Hewlett acknowledged the pace of growth in the region was causing some stress and anxiety. The population of Tauranga today is 131,500 people and including the wider Western Bay is now 180,500. More than 50,000 people have been added in the last 20 years and a further 50,000 are expected to arrive in just over a decade.

“When looking across the broad spectrum of our community, the changes we are experiencing may be exciting for many, challenging for some, and just annoying for most,” he states in the Priority One annual report.

“We have a number of significant challenges ahead. Issues around investment in infrastructure, particularly transport; housing affordability; the delivery of healthcare and social services; the affordability of civic amenities such as a museum, new library, performing arts centre and city centre stadium; improved cycle ways and safe and reliable public transport; to name just a few.”

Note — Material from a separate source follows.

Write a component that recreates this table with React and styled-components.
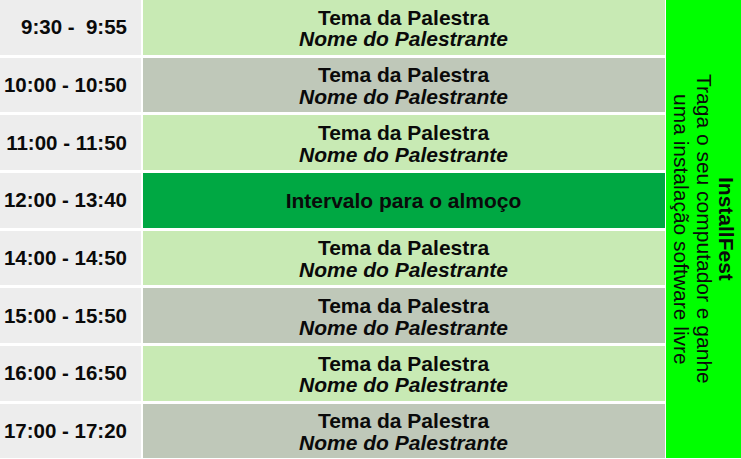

Priority One chief executive Nigel Tutt, commenting in the annual report, noted that looking ahead the outlook for the economy remained strong with our key industries all in good shape.

“While this is excellent as it provides continued job growth, we must be aware that our ability to provide infrastructure to accommodate this growth is stretched,” he said.

“Our focus for the next year will be around helping influence and enable infrastructure investment, particularly gaining the support of the business community, and working to ensure Tauranga and the Western Bay continue to be seen as attractive destinations for talent.”